Requirement: Reproduce the listing word for word, leaving every picture behind.

======== Provided data ========

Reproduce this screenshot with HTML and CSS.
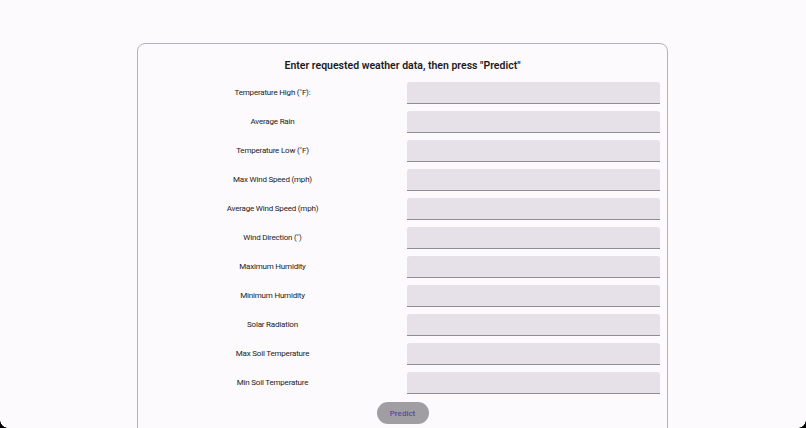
FILE: index.html
```html
<!DOCTYPE html>
<html>
<head>
<meta charset="utf-8">
<link rel="stylesheet" href="styles.css">
</head>
<body>
<div class="card">
  <h1 class="title">Enter requested weather data, then press "Predict"</h1>
  <form class="form">
    <label class="label">Temperature High (˚F):</label><input class="field" type="text">
    <label class="label">Average Rain</label><input class="field" type="text">
    <label class="label">Temperature Low (˚F)</label><input class="field" type="text">
    <label class="label">Max Wind Speed (mph)</label><input class="field" type="text">
    <label class="label">Average Wind Speed (mph)</label><input class="field" type="text">
    <label class="label">Wind Direction (˚)</label><input class="field" type="text">
    <label class="label">Maximum Humidity</label><input class="field" type="text">
    <label class="label">Minimum Humidity</label><input class="field" type="text">
    <label class="label">Solar Radiation</label><input class="field" type="text">
    <label class="label">Max Soil Temperature</label><input class="field" type="text">
    <label class="label">Min Soil Temperature</label><input class="field" type="text">
  </form>
  <div class="actions"><button class="btn" type="button">Predict</button></div>
</div>
<div class="corner corner-left"></div>
<div class="corner corner-right"></div>
</body>
</html>
```
FILE: styles.css
```css
html, body {
  margin: 0;
  padding: 0;
  background: #fcfafd;
  height: 100%;
  overflow: hidden;
}
body {
  font-family: Roboto, "Liberation Sans", sans-serif;
  color: #1d1b20;
  padding-top: 43px;
  box-sizing: border-box;
}
.card {
  margin-left: 137px;
  width: 531px;
  box-sizing: border-box;
  border: 1px solid #b4b2b6;
  border-radius: 8px;
  padding: 13px 7px 0 0;
  height: 400px;
}
.title {
  margin: 0 0 7px 0;
  text-align: center;
  font-size: 10.5px;
  line-height: 18px;
  font-weight: 600;
  padding-left: 7px;
}
.form {
  display: grid;
  grid-template-columns: 1fr 253px;
  row-gap: 7px;
  align-items: center;
}
.label {
  text-align: center;
  font-size: 8px;
  letter-spacing: -0.2px;
  line-height: 22px;
  color: #1d1b20;
}
.field {
  height: 22px;
  box-sizing: border-box;
  margin: 0;
  border: none;
  border-bottom: 1px solid #8f8c94;
  border-radius: 3px 3px 0 0;
  background: #e6e1e9;
  padding: 0 8px;
  outline: none;
}
.actions {
  display: flex;
  justify-content: center;
  margin-top: 8px;
  padding-left: 7px;
}
.btn {
  width: 52px;
  height: 22px;
  border: none;
  border-radius: 11px;
  background: #a09ea3;
  color: #5a48a0;
  font-family: Roboto, "Liberation Sans", sans-serif;
  font-size: 8px;
  font-weight: 500;
  padding: 0;
}
.corner {
  position: fixed;
  bottom: 0;
  width: 8px;
  height: 8px;
}
.corner-left {
  left: 0;
  background: radial-gradient(circle at 100% 0, transparent 7.5px, #000 8px);
}
.corner-right {
  right: 0;
  background: radial-gradient(circle at 0 0, transparent 7.5px, #000 8px);
}
```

========

Response to this task:
Reproduce this screenshot with HTML and CSS.
FILE: index.html
```html
<!DOCTYPE html>
<html>
<head>
<meta charset="utf-8">
<link rel="stylesheet" href="styles.css">
</head>
<body>
<div class="card">
  <h1 class="title">Enter requested weather data, then press "Predict"</h1>
  <form class="form">
    <label class="label">Temperature High (˚F):</label><input class="field" type="text">
    <label class="label">Average Rain</label><input class="field" type="text">
    <label class="label">Temperature Low (˚F)</label><input class="field" type="text">
    <label class="label">Max Wind Speed (mph)</label><input class="field" type="text">
    <label class="label">Average Wind Speed (mph)</label><input class="field" type="text">
    <label class="label">Wind Direction (˚)</label><input class="field" type="text">
    <label class="label">Maximum Humidity</label><input class="field" type="text">
    <label class="label">Minimum Humidity</label><input class="field" type="text">
    <label class="label">Solar Radiation</label><input class="field" type="text">
    <label class="label">Max Soil Temperature</label><input class="field" type="text">
    <label class="label">Min Soil Temperature</label><input class="field" type="text">
  </form>
  <div class="actions"><button class="btn" type="button">Predict</button></div>
</div>
<div class="corner corner-left"></div>
<div class="corner corner-right"></div>
</body>
</html>
```
FILE: styles.css
```css
html, body {
  margin: 0;
  padding: 0;
  background: #fcfafd;
  height: 100%;
  overflow: hidden;
}
body {
  font-family: Roboto, "Liberation Sans", sans-serif;
  color: #1d1b20;
  padding-top: 43px;
  box-sizing: border-box;
}
.card {
  margin-left: 137px;
  width: 531px;
  box-sizing: border-box;
  border: 1px solid #b4b2b6;
  border-radius: 8px;
  padding: 13px 7px 0 0;
  height: 400px;
}
.title {
  margin: 0 0 7px 0;
  text-align: center;
  font-size: 10.5px;
  line-height: 18px;
  font-weight: 600;
  padding-left: 7px;
}
.form {
  display: grid;
  grid-template-columns: 1fr 253px;
  row-gap: 7px;
  align-items: center;
}
.label {
  text-align: center;
  font-size: 8px;
  letter-spacing: -0.2px;
  line-height: 22px;
  color: #1d1b20;
}
.field {
  height: 22px;
  box-sizing: border-box;
  margin: 0;
  border: none;
  border-bottom: 1px solid #8f8c94;
  border-radius: 3px 3px 0 0;
  background: #e6e1e9;
  padding: 0 8px;
  outline: none;
}
.actions {
  display: flex;
  justify-content: center;
  margin-top: 8px;
  padding-left: 7px;
}
.btn {
  width: 52px;
  height: 22px;
  border: none;
  border-radius: 11px;
  background: #a09ea3;
  color: #5a48a0;
  font-family: Roboto, "Liberation Sans", sans-serif;
  font-size: 8px;
  font-weight: 500;
  padding: 0;
}
.corner {
  position: fixed;
  bottom: 0;
  width: 8px;
  height: 8px;
}
.corner-left {
  left: 0;
  background: radial-gradient(circle at 100% 0, transparent 7.5px, #000 8px);
}
.corner-right {
  right: 0;
  background: radial-gradient(circle at 0 0, transparent 7.5px, #000 8px);
}
```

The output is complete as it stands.